No Need to Fix It
What is it that has us feel that we need to be the ‘fixer’ for others? What makes it so hard for us to just let others have their own experience, even if it looks like they may fall apart? For many of us as children, we were the fixer in our family. When things were chaotic, dysfunctional, uncertain or unsafe, we learned to step in and take some type of control to restore a sense of safety. We may have found that our suggestions were enough, or at the other extreme, we may have had to step in and take over to stabilize a situation. We may have done this with our parents or siblings and continue to find ourselves doing it with our spouses, colleagues, and children.

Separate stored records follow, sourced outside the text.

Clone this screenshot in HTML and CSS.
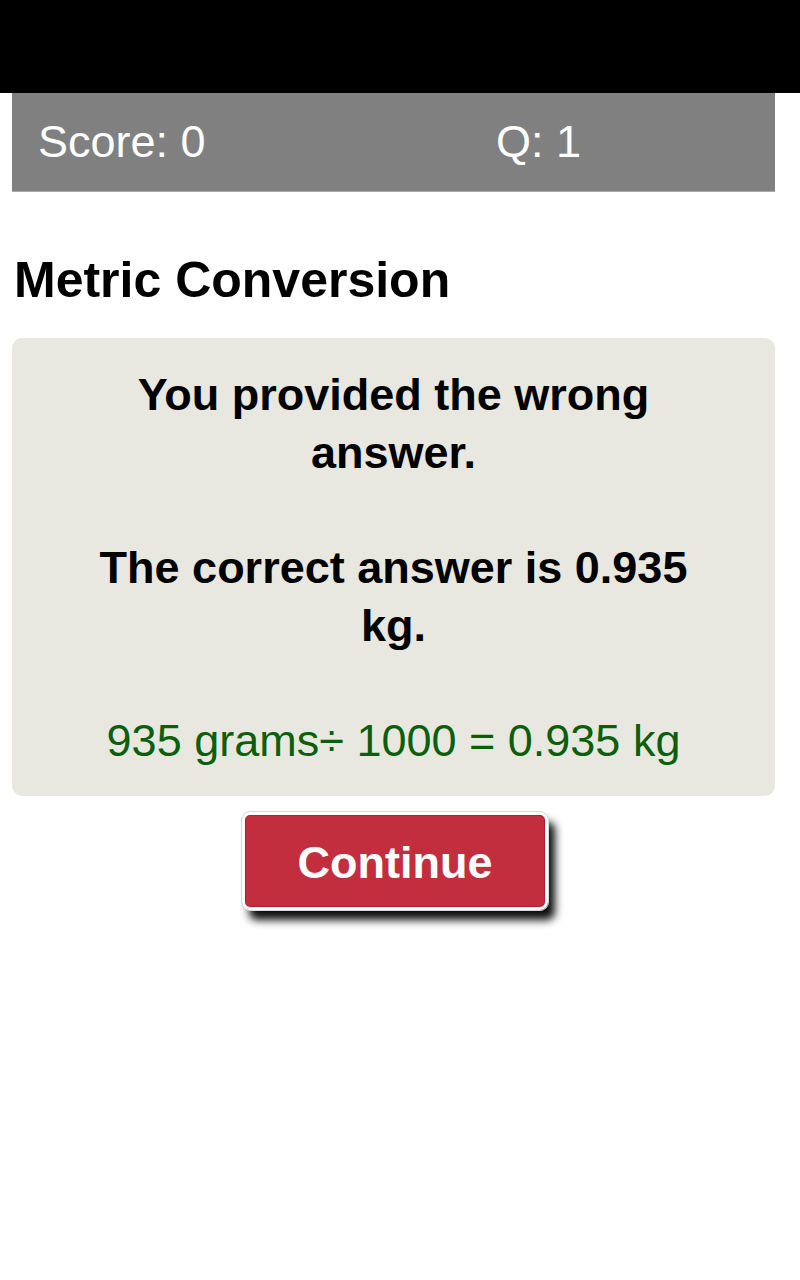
FILE: index.html
```html
<!DOCTYPE html>
<html lang="en">

<head>
    <meta charset="UTF-8">
    <meta name="viewport" content="width=device-width, initial-scale=1.0">
    <title>Metric Conversion</title>
    <link rel="stylesheet" href="styles.css">
</head>

<body>
    <div class="topbar"></div>
    <div class="page">
        <!-- score bar -->
        <div class="scorebar">
            <span>Score: 0</span>
            <span>Q: 1</span>
        </div>
        <h2 class="title">Metric Conversion</h2>
        <!-- result card -->
        <div class="card">
            <p class="msg">You provided the wrong answer.</p>
            <p class="msg">The correct answer is 0.935 kg.</p>
            <p class="calc">935 grams&divide; 1000 = 0.935 kg</p>
        </div>
        <div class="actions">
            <button type="button">Continue</button>
        </div>
    </div>
</body>

</html>
```

FILE: styles.css
```css
* {
    margin: 0;
    padding: 0;
    box-sizing: border-box;
}

body {
    font-family: "Liberation Sans", Arial, sans-serif;
    background-color: white;
    color: black;
}

.topbar {
    height: 93px;
    background-color: black;
}

.page {
    width: 763px;
    margin-left: 12px;
}

.scorebar {
    display: grid;
    grid-template-columns: 458px 1fr;
    align-items: center;
    height: 99px;
    padding-left: 26px;
    background-color: #808080;
    border-bottom: 1px solid #a8a8a8;
    color: white;
    font-size: 45px;
}

.title {
    margin-top: 59px;
    padding-left: 2px;
    font-size: 50px;
    line-height: 58px;
}

.card {
    margin-top: 29px;
    padding: 28px 20px 26px;
    background-color: #e8e8e0;
    border-radius: 10px;
    text-align: center;
    font-size: 45px;
    line-height: 58px;
}

.msg {
    font-weight: bold;
    padding: 0 40px;
    margin-bottom: 57px;
}

.calc {
    color: #0b5e0b;
}

.actions {
    display: flex;
    justify-content: center;
    padding: 16px 0 40px 3px;
}

button {
    width: 306px;
    height: 98px;
    padding-top: 4px;
    background-color: #c22e3e;
    color: white;
    font-family: "Liberation Sans", Arial, sans-serif;
    font-size: 45px;
    font-weight: bold;
    border: 3px solid white;
    border-radius: 8px;
    outline: 1px solid #d8d8d8;
    box-shadow: inset 0 0 0 1px #a82232, 7px 10px 8px rgba(0, 0, 0, 0.95);
    cursor: pointer;
}
```
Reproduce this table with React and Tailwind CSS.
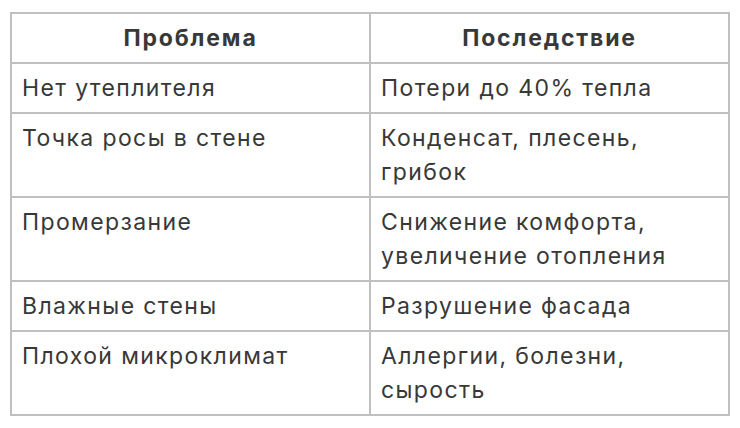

Fixing others can drain our energy and create unwanted drama and stress in our lives. When we make other people’s business our business we ignore what is most important to us. It’s like our ego tells us that if we can fix others, we will get what we need from them and then we will feel better. It sounds like ‘if only they would do/say/be what I want and need, then I would feel good again. Then I could see myself as the good parent, spouse, employee, friend again’. At some level we connect getting what we need and wanting to them being ‘unbroken’ and fully capable. Some of use learned this through our early experiences with our parents who for the most part loved us, yet may not have known how to help us get our wants and needs met in healthy ways. In response, the ego came up with strategies to help us make sense of the situation with a new ‘story’ to replace what our mind was unable to handle when we were young. Our ego story can drive us to be a pleaser, helper, teacher, know it all, or a nag. All of those reactions consider that the other person/situation needs to be fixed or isn’t capable to give you what you need. If you fix them, you can get what you need. This is the ego’s strategy to protect you from what it thinks you can’t handle.
Unfortunately, the ego still sees us as the 4-year old that it had to protect instead of the capable adult that we are now. It continues to tell you the old story about each situation and person in your life. We get to step in now as the wise adult that our inner child didn’t have when we were young to re-focus our attention on ourselves. What do we need that we can give to ourselves? What can we ask for or say no to that would help us get what WE need instead of looking to fix others? If asked, we can always offer our insight and guidance to them, but mostly we need to focus on ourselves. When we do what is most loving for us, it is ALWAYS the most loving for everyone else involved – even if it doesn’t look like it right away. Honoring what is most authentic and integrous for you is your job. When you focus here instead, there is no need to fix anyone anymore. You become the source of what you need and it’s OK to just let others make their own choices and have their own experiences. You can trust you to honor what is best for you, and from there, you can honor what others feel is best for them.
How can you shift from fixing others to supporting yourself today?